カリスマ派などの現代的運動は、聖書から乖離すればするほど異教的な要素が強くなっています。聖書に帰り、聖書から考えていくことがなければ、知らず知らずのうちにサタンのコントロールのうちにあらぬ方向に引っ張られるということになりかねません。
<S様>
聖書の読み方については、いのちのことば社の復刊で、榊原先
生の「聖書読解術」などが出るそうで、予約しました。逐語解
釈の他に、様々な解釈方法を指南してくれるそうで、刊行が楽
しみです。
改革派で、バルトの好敵手、コーネリウス・ヴァン・ティルの
本が、いのちのことば社から出るそうですが、どうせなら、ポ
ストミレや再建主義についてのテキストにも、手を広げて欲し
いものです。いのちのことば社は、偏り気味です。
<tomi>
ことば社がヴァン・ティルの本を出すというのは非常に好ましい傾向と言えます。
ことば社はたしか同盟の関係で、プレ・ミレです。
ポスト・ミレや再建主義の本を出せば、日本の教会は現在の停滞を一挙に打破できるでしょう。
<S様>
かと言って、リベラルな大手は、ポストミレや再建主義は、ア
メリカ人の考え出した反動神学という扱いです。
ブース大将がポストミレでしたから、もしかすれば、救世軍に
テキストがないかなと思っていますが、閉鎖的な上に、東北地
方には救世軍小隊が無いので、上京して出版供給部に乗り込む
しか無いようです。
<tomi>
リベラルは今のところ、再建主義のことを正しく理解していません。
彼らの批評は、原書を当って行ったものではなく、誰か間違った意見を持つ人々の批評を丸のみしているに過ぎません。

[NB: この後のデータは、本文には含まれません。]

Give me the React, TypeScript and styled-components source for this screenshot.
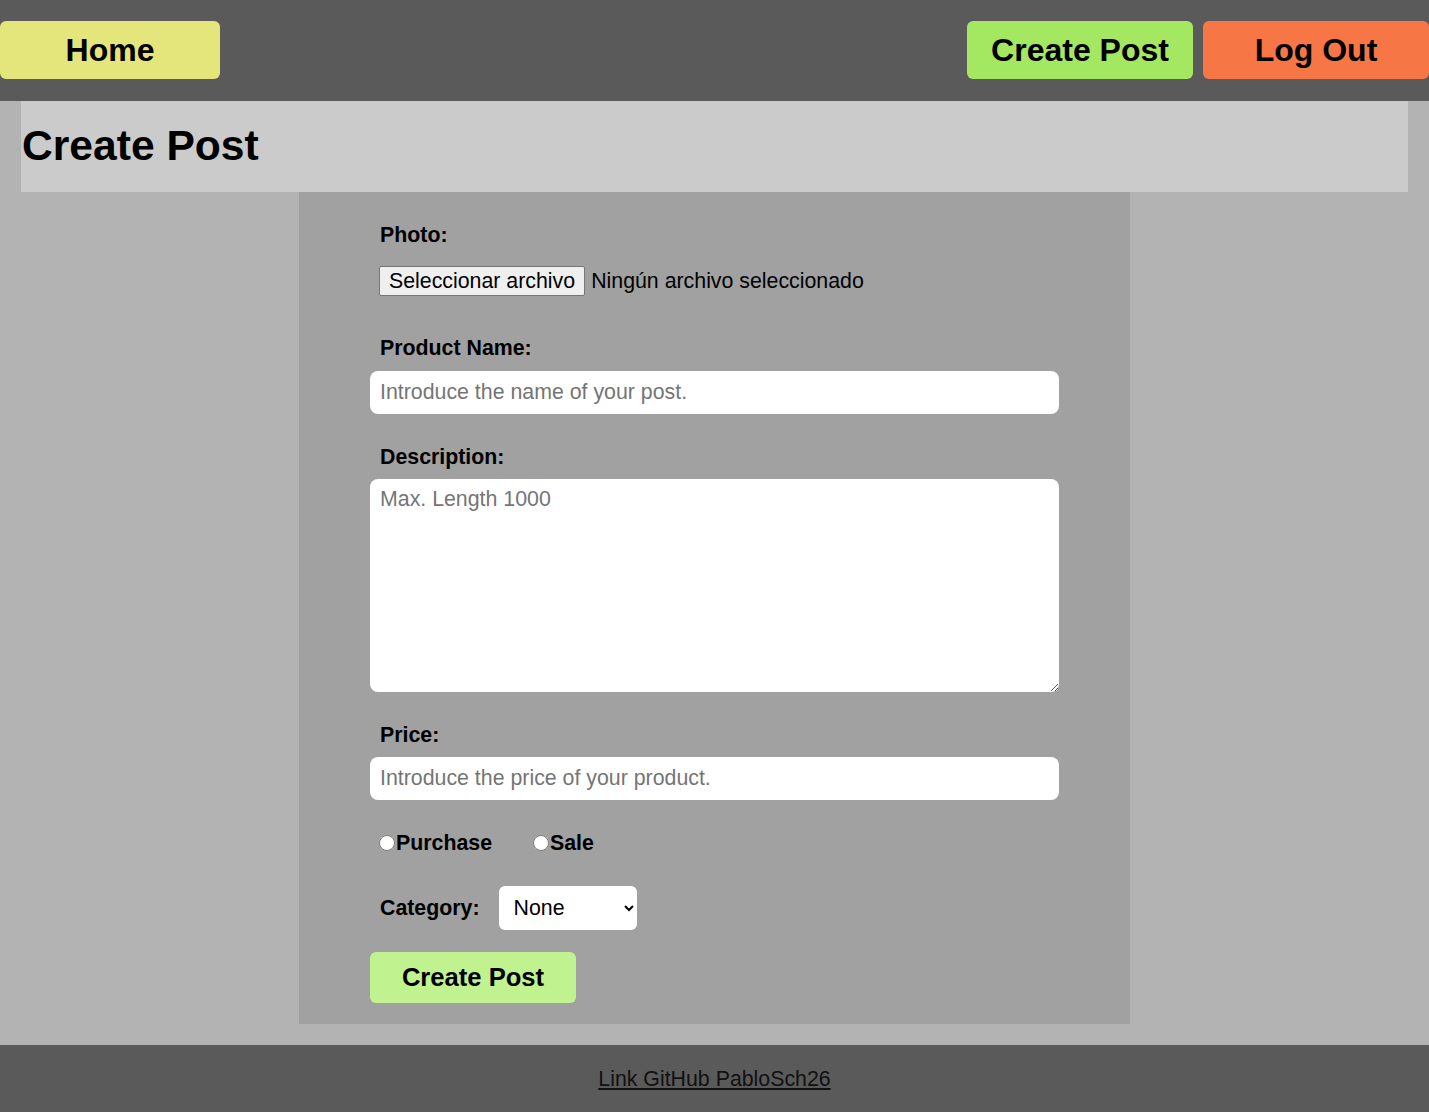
import React from "react";
import styled, { createGlobalStyle } from "styled-components";

const Global = createGlobalStyle`
  html, body { margin: 0; padding: 0; }
  body {
    background: #b3b3b3;
    font-family: "Liberation Sans", Arial, sans-serif;
    color: #000;
  }
  * { box-sizing: border-box; }
`;

const Page = styled.div`
  display: flex;
  flex-direction: column;
  min-height: 1112px;
`;

const Header = styled.header`
  background: #5a5a5a;
  height: 101px;
  display: flex;
  align-items: flex-start;
  justify-content: space-between;
  padding-top: 21px;
`;

const NavGroup = styled.div`
  display: flex;
  gap: 10px;
`;

const NavButton = styled.button<{ $bg: string; $w: number }>`
  background: ${(p) => p.$bg};
  width: ${(p) => p.$w}px;
  height: 58px;
  border: none;
  border-radius: 6px;
  font-family: "Liberation Sans", Arial, sans-serif;
  font-weight: bold;
  font-size: 32px;
  color: #000;
  padding: 0;
  cursor: pointer;
`;

const TitleBar = styled.div`
  background: #cbcbcb;
  margin: 0 21px;
  height: 91px;
  display: flex;
  align-items: center;
  padding-left: 1px;
  padding-bottom: 2px;
`;

const Title = styled.h1`
  margin: 0;
  font-size: 42.6px;
  font-weight: bold;
`;

const Main = styled.main`
  display: flex;
  justify-content: center;
  padding-bottom: 21px;
`;

const Panel = styled.form`
  background: #a1a1a1;
  width: 831px;
  padding: 31px 71px 21px;
  display: flex;
  flex-direction: column;
`;

const Label = styled.label`
  display: block;
  font-weight: bold;
  font-size: 21.33px;
  line-height: 24px;
  padding-left: 10px;
`;

const FileRow = styled.div`
  display: flex;
  align-items: center;
  gap: 6px;
  margin: 19px 0 40px 9px;
  font-size: 21.33px;
`;

const FileButton = styled.span`
  display: inline-flex;
  align-items: center;
  justify-content: center;
  height: 30px;
  padding: 0 9px;
  background: #efefef;
  border: 1px solid #767676;
  border-radius: 2px;
  font-size: 21.33px;
`;

const TextInput = styled.input<{ $top?: number }>`
  display: block;
  width: 100%;
  height: 43px;
  margin: ${(p) => p.$top ?? 11}px 0 31px;
  border: none;
  border-radius: 8px;
  background: #fff;
  padding: 0 10px;
  font-family: "Liberation Sans", Arial, sans-serif;
  font-size: 21.33px;
  outline: none;
  &::placeholder { color: #757575; }
`;

const TextArea = styled.textarea`
  display: block;
  width: 100%;
  height: 213px;
  margin: 10px 0 31px;
  border: none;
  border-radius: 8px;
  background: #fff;
  padding: 8px 10px;
  font-family: "Liberation Sans", Arial, sans-serif;
  font-size: 21.33px;
  outline: none;
  &::placeholder { color: #757575; }
`;

const RadioRow = styled.div`
  display: flex;
  align-items: center;
  gap: 41px;
  padding-left: 9px;
  height: 24px;
  margin-bottom: 31px;
`;

const RadioLabel = styled.label`
  display: flex;
  align-items: center;
  font-weight: bold;
  font-size: 21.33px;
`;

const Radio = styled.input`
  width: 16px;
  height: 16px;
  margin: 0 1px 0 0;
`;

const CategoryRow = styled.div`
  display: flex;
  align-items: center;
  gap: 19px;
  margin-bottom: 22px;
`;

const Select = styled.select`
  width: 138px;
  height: 44px;
  border: none;
  border-radius: 6px;
  background: #fff;
  padding: 0 8px 0 11px;
  font-family: "Liberation Sans", Arial, sans-serif;
  font-size: 21.33px;
  color: #000;
  outline: none;
`;

const SubmitButton = styled.button`
  width: 206px;
  height: 51px;
  border: none;
  border-radius: 6px;
  background: #c0f290;
  font-family: "Liberation Sans", Arial, sans-serif;
  font-weight: bold;
  font-size: 25.6px;
  color: #000;
  cursor: pointer;
`;

const Footer = styled.footer`
  background: #5a5a5a;
  height: 67px;
  display: flex;
  align-items: center;
  justify-content: center;
  margin-top: auto;
`;

const FooterLink = styled.a`
  color: #111;
  font-size: 21.33px;
  text-decoration: underline;
  margin-top: 2px;
`;

export default function App() {
  return (
    <Page>
      <Global />
      <Header>
        <NavButton $bg="#e4e57a" $w={220}>Home</NavButton>
        <NavGroup>
          <NavButton $bg="#a3e860" $w={226}>Create Post</NavButton>
          <NavButton $bg="#f77645" $w={226}>Log Out</NavButton>
        </NavGroup>
      </Header>
      <TitleBar>
        <Title>Create Post</Title>
      </TitleBar>
      <Main>
        <Panel onSubmit={(e) => e.preventDefault()}>
          <Label>Photo:</Label>
          <FileRow>
            <FileButton>Seleccionar archivo</FileButton>
            <span>Ningún archivo seleccionado</span>
          </FileRow>
          <Label>Product Name:</Label>
          <TextInput placeholder="Introduce the name of your post." />
          <Label>Description:</Label>
          <TextArea placeholder="Max. Length 1000" />
          <Label>Price:</Label>
          <TextInput $top={10} placeholder="Introduce the price of your product." />
          <RadioRow>
            <RadioLabel>
              <Radio type="radio" name="type" />
              Purchase
            </RadioLabel>
            <RadioLabel>
              <Radio type="radio" name="type" />
              Sale
            </RadioLabel>
          </RadioRow>
          <CategoryRow>
            <Label as="span">Category:</Label>
            <Select defaultValue="None">
              <option>None</option>
            </Select>
          </CategoryRow>
          <div>
            <SubmitButton type="submit">Create Post</SubmitButton>
          </div>
        </Panel>
      </Main>
      <Footer>
        <FooterLink href="#">Link GitHub PabloSch26</FooterLink>
      </Footer>
    </Page>
  );
}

「反動」なんて言葉がそもそも、ヘーゲル主義的、共産主義的なのです。
リベラリズムは、軽軽しく我々にレッテルを貼りをして一人相撲するのではなく、よく相手の主張を吟味して、再建主義の著書を読みながら、一度自分の思想的な基盤から反省して、その出発点を自己批判すべきです。
批判家の最大の敵は、「相手を理解したくない」という偏った心にあります。
偏見を持ったままで文章を出しつづけると自分の職業的な履歴に致命的な傷がつきます。